Zinc Sulfide Glow Power At Home

Further solidifying her mad-scientist persona, [Jeri Ellsworth] is making glow powder with household chemicals. When we saw the title of the video we though it would be fun to try it ourselves, but the first few minutes scared that out of us.

To gather the raw materials she puts some pennies in a bench motor and files them into powder. From there it’s trial and error with different cleaners and tools to create just the right dangerous reaction to get the chemical properties she’s looking for.

Check out her experiments after the break. And if you find you’re wanting more, go back and take a look at her EL wire fabrication process.

[youtube=http://www.youtube.com/watch?v=veOiHb-KuSE]

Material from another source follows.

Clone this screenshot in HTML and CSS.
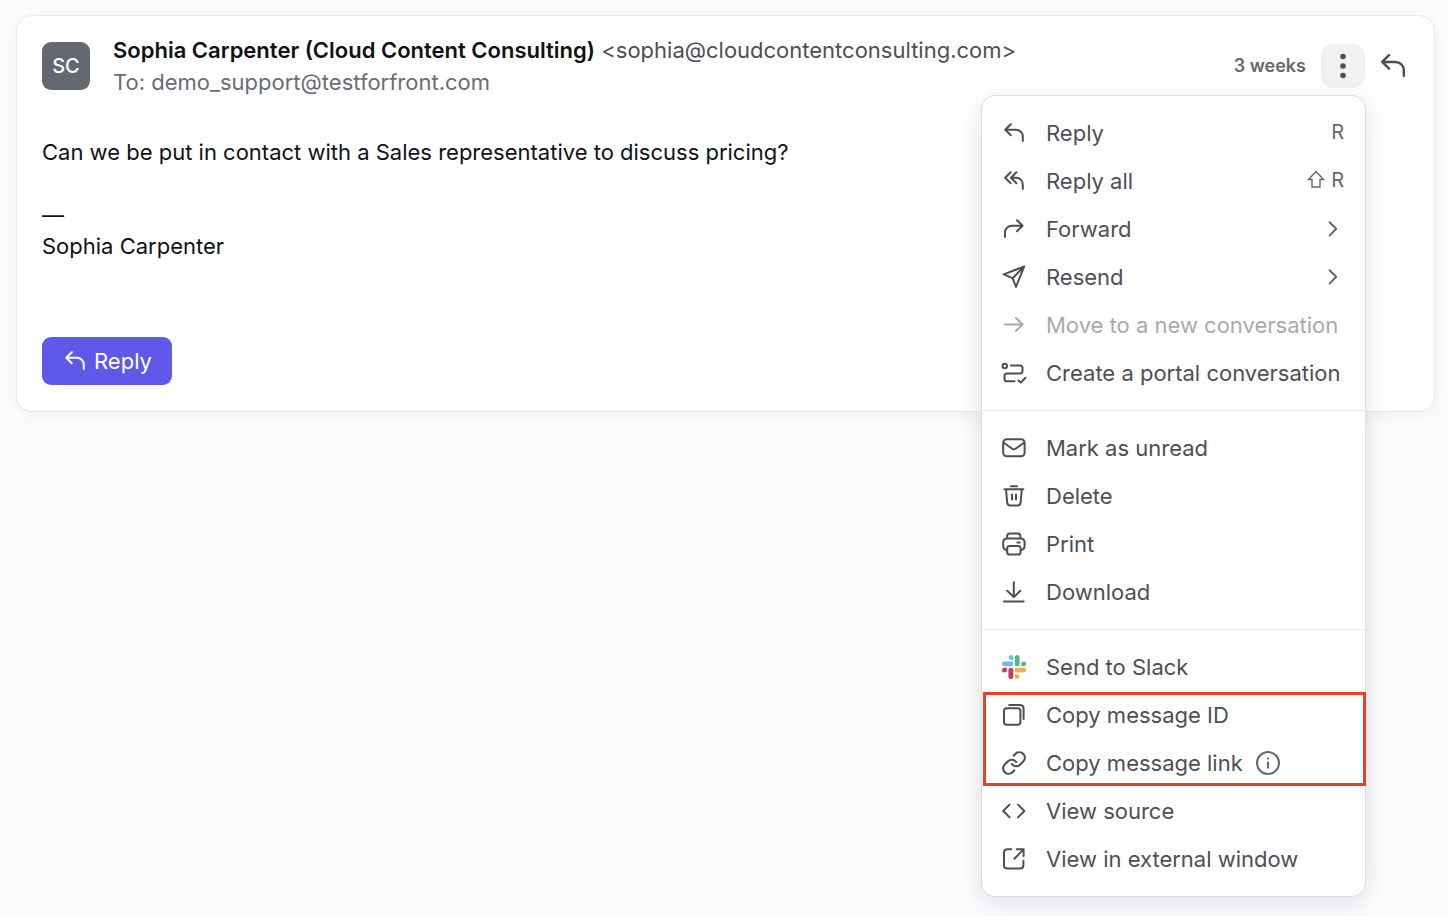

40 thoughts on “Zinc Sulfide Glow Power At Home

  1. not everywhere, but in the US, yes, it is… but that law is really old and was more meant to stop people from removing small amounts of valuable material from the coins back when the value of the coin was more or less the value of the material it was made of. Is this still enforced today? You see a lot of projects involving destroying currency or at least making it unusable.

  2. very cool to watch, but not something im gonna try :) I learned my lesson trying to make sparklers once hehe.

    This gave me a cool idea, Paint a wall in the store bought kind and build machine to use the grafitti capture, and play it back using a laser on the wall.

  3. It is most certainly NOT illegal to destroy currency or even alter it as long as you are not trying to pass it off as being of a different value. Fraudulent intent is the key here. I once had to weld some aluminum and had none of that alumalloy so I made my own by melting zinc pennies and aluminum together. Worked perfectly.

  4. Lets say it is illegal to destroy currency…. We should totally spend thousands (if not hundreds of thousands) to bring her to justice for destroying some pennies! This seems worth the time of our federal detectives…

    Think McFly, Think!

  5. It’s better to cut or grind a little off the top and bottom of the penny then melt the zinc out with a propane torch (zinc has a lower melting point than copper) that way you wont get copper mixed in.

  6. well neat but not very informative for someone to actually replicate.

    what are the proportions? what is the tarn-x used for? what are the proportion with the tarn-x.

    like i said, it is neat that it can be done at home, but not much in the way of recreating it.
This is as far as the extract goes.